> [Data entries]:
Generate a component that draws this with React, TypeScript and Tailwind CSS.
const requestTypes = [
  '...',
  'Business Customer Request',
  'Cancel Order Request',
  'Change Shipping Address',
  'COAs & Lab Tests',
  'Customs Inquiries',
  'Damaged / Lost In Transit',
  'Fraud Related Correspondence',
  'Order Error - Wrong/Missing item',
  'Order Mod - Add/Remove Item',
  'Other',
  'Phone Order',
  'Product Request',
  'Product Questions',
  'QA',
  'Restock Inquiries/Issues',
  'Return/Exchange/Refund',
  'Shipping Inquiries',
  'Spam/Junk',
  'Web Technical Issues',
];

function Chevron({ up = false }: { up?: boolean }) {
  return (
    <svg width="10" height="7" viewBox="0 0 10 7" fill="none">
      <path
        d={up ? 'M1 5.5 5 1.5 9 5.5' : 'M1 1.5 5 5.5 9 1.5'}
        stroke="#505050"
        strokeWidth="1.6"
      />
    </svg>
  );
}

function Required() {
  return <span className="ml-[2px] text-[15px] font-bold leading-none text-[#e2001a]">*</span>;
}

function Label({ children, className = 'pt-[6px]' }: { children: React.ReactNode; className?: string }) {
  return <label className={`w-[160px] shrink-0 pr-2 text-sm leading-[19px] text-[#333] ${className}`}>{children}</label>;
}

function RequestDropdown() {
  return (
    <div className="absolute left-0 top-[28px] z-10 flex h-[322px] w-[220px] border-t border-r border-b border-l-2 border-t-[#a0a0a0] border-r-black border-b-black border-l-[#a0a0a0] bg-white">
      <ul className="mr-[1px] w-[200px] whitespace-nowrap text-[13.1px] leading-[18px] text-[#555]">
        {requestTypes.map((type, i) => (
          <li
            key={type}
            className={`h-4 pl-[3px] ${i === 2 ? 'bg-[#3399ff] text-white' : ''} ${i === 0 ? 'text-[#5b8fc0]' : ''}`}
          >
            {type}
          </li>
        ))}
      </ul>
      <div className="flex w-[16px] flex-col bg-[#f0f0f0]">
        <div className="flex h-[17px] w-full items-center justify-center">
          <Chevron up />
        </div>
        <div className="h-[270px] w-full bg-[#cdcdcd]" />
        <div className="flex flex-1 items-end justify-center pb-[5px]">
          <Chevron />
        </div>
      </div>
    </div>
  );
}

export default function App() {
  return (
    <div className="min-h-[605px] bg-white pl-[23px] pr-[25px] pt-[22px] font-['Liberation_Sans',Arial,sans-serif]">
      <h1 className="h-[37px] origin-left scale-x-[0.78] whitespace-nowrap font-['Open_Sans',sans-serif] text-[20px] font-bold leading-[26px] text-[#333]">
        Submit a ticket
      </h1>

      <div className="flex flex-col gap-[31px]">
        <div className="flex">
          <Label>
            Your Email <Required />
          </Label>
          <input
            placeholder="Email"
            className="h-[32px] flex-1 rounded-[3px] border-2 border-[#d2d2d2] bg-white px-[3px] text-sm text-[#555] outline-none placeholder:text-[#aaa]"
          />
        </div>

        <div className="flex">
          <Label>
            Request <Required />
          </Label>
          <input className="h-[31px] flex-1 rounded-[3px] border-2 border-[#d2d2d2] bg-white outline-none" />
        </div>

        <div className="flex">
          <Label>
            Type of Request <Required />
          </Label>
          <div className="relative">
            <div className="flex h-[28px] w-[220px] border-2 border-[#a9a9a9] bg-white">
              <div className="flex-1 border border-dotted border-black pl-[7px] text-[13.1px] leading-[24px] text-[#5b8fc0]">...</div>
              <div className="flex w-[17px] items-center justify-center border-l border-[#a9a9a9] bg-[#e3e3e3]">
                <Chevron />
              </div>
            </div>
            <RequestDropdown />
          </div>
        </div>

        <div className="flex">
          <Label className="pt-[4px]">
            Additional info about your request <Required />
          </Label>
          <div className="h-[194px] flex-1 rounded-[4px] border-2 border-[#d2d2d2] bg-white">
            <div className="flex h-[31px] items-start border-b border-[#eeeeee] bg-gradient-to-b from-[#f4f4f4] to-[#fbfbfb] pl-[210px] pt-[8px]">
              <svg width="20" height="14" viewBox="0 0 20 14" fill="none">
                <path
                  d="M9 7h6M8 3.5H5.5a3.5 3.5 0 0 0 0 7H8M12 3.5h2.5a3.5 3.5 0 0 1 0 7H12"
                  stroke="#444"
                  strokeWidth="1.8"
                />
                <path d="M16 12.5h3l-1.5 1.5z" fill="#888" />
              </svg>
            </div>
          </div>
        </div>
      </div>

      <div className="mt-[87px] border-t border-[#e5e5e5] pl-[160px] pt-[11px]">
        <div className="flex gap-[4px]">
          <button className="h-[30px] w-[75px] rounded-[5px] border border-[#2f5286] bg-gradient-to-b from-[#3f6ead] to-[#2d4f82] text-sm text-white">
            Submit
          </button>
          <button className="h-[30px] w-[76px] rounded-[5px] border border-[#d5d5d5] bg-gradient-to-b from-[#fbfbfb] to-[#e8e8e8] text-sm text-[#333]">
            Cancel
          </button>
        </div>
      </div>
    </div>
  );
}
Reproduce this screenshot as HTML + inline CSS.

> [Work to complete]: Set down all of the data above, word for word.

> [Output of the exercise]:
Generate a component that draws this with React, TypeScript and Tailwind CSS.
const requestTypes = [
  '...',
  'Business Customer Request',
  'Cancel Order Request',
  'Change Shipping Address',
  'COAs & Lab Tests',
  'Customs Inquiries',
  'Damaged / Lost In Transit',
  'Fraud Related Correspondence',
  'Order Error - Wrong/Missing item',
  'Order Mod - Add/Remove Item',
  'Other',
  'Phone Order',
  'Product Request',
  'Product Questions',
  'QA',
  'Restock Inquiries/Issues',
  'Return/Exchange/Refund',
  'Shipping Inquiries',
  'Spam/Junk',
  'Web Technical Issues',
];

function Chevron({ up = false }: { up?: boolean }) {
  return (
    <svg width="10" height="7" viewBox="0 0 10 7" fill="none">
      <path
        d={up ? 'M1 5.5 5 1.5 9 5.5' : 'M1 1.5 5 5.5 9 1.5'}
        stroke="#505050"
        strokeWidth="1.6"
      />
    </svg>
  );
}

function Required() {
  return <span className="ml-[2px] text-[15px] font-bold leading-none text-[#e2001a]">*</span>;
}

function Label({ children, className = 'pt-[6px]' }: { children: React.ReactNode; className?: string }) {
  return <label className={`w-[160px] shrink-0 pr-2 text-sm leading-[19px] text-[#333] ${className}`}>{children}</label>;
}

function RequestDropdown() {
  return (
    <div className="absolute left-0 top-[28px] z-10 flex h-[322px] w-[220px] border-t border-r border-b border-l-2 border-t-[#a0a0a0] border-r-black border-b-black border-l-[#a0a0a0] bg-white">
      <ul className="mr-[1px] w-[200px] whitespace-nowrap text-[13.1px] leading-[18px] text-[#555]">
        {requestTypes.map((type, i) => (
          <li
            key={type}
            className={`h-4 pl-[3px] ${i === 2 ? 'bg-[#3399ff] text-white' : ''} ${i === 0 ? 'text-[#5b8fc0]' : ''}`}
          >
            {type}
          </li>
        ))}
      </ul>
      <div className="flex w-[16px] flex-col bg-[#f0f0f0]">
        <div className="flex h-[17px] w-full items-center justify-center">
          <Chevron up />
        </div>
        <div className="h-[270px] w-full bg-[#cdcdcd]" />
        <div className="flex flex-1 items-end justify-center pb-[5px]">
          <Chevron />
        </div>
      </div>
    </div>
  );
}

export default function App() {
  return (
    <div className="min-h-[605px] bg-white pl-[23px] pr-[25px] pt-[22px] font-['Liberation_Sans',Arial,sans-serif]">
      <h1 className="h-[37px] origin-left scale-x-[0.78] whitespace-nowrap font-['Open_Sans',sans-serif] text-[20px] font-bold leading-[26px] text-[#333]">
        Submit a ticket
      </h1>

      <div className="flex flex-col gap-[31px]">
        <div className="flex">
          <Label>
            Your Email <Required />
          </Label>
          <input
            placeholder="Email"
            className="h-[32px] flex-1 rounded-[3px] border-2 border-[#d2d2d2] bg-white px-[3px] text-sm text-[#555] outline-none placeholder:text-[#aaa]"
          />
        </div>

        <div className="flex">
          <Label>
            Request <Required />
          </Label>
          <input className="h-[31px] flex-1 rounded-[3px] border-2 border-[#d2d2d2] bg-white outline-none" />
        </div>

        <div className="flex">
          <Label>
            Type of Request <Required />
          </Label>
          <div className="relative">
            <div className="flex h-[28px] w-[220px] border-2 border-[#a9a9a9] bg-white">
              <div className="flex-1 border border-dotted border-black pl-[7px] text-[13.1px] leading-[24px] text-[#5b8fc0]">...</div>
              <div className="flex w-[17px] items-center justify-center border-l border-[#a9a9a9] bg-[#e3e3e3]">
                <Chevron />
              </div>
            </div>
            <RequestDropdown />
          </div>
        </div>

        <div className="flex">
          <Label className="pt-[4px]">
            Additional info about your request <Required />
          </Label>
          <div className="h-[194px] flex-1 rounded-[4px] border-2 border-[#d2d2d2] bg-white">
            <div className="flex h-[31px] items-start border-b border-[#eeeeee] bg-gradient-to-b from-[#f4f4f4] to-[#fbfbfb] pl-[210px] pt-[8px]">
              <svg width="20" height="14" viewBox="0 0 20 14" fill="none">
                <path
                  d="M9 7h6M8 3.5H5.5a3.5 3.5 0 0 0 0 7H8M12 3.5h2.5a3.5 3.5 0 0 1 0 7H12"
                  stroke="#444"
                  strokeWidth="1.8"
                />
                <path d="M16 12.5h3l-1.5 1.5z" fill="#888" />
              </svg>
            </div>
          </div>
        </div>
      </div>

      <div className="mt-[87px] border-t border-[#e5e5e5] pl-[160px] pt-[11px]">
        <div className="flex gap-[4px]">
          <button className="h-[30px] w-[75px] rounded-[5px] border border-[#2f5286] bg-gradient-to-b from-[#3f6ead] to-[#2d4f82] text-sm text-white">
            Submit
          </button>
          <button className="h-[30px] w-[76px] rounded-[5px] border border-[#d5d5d5] bg-gradient-to-b from-[#fbfbfb] to-[#e8e8e8] text-sm text-[#333]">
            Cancel
          </button>
        </div>
      </div>
    </div>
  );
}
Reproduce this screenshot as HTML + inline CSS.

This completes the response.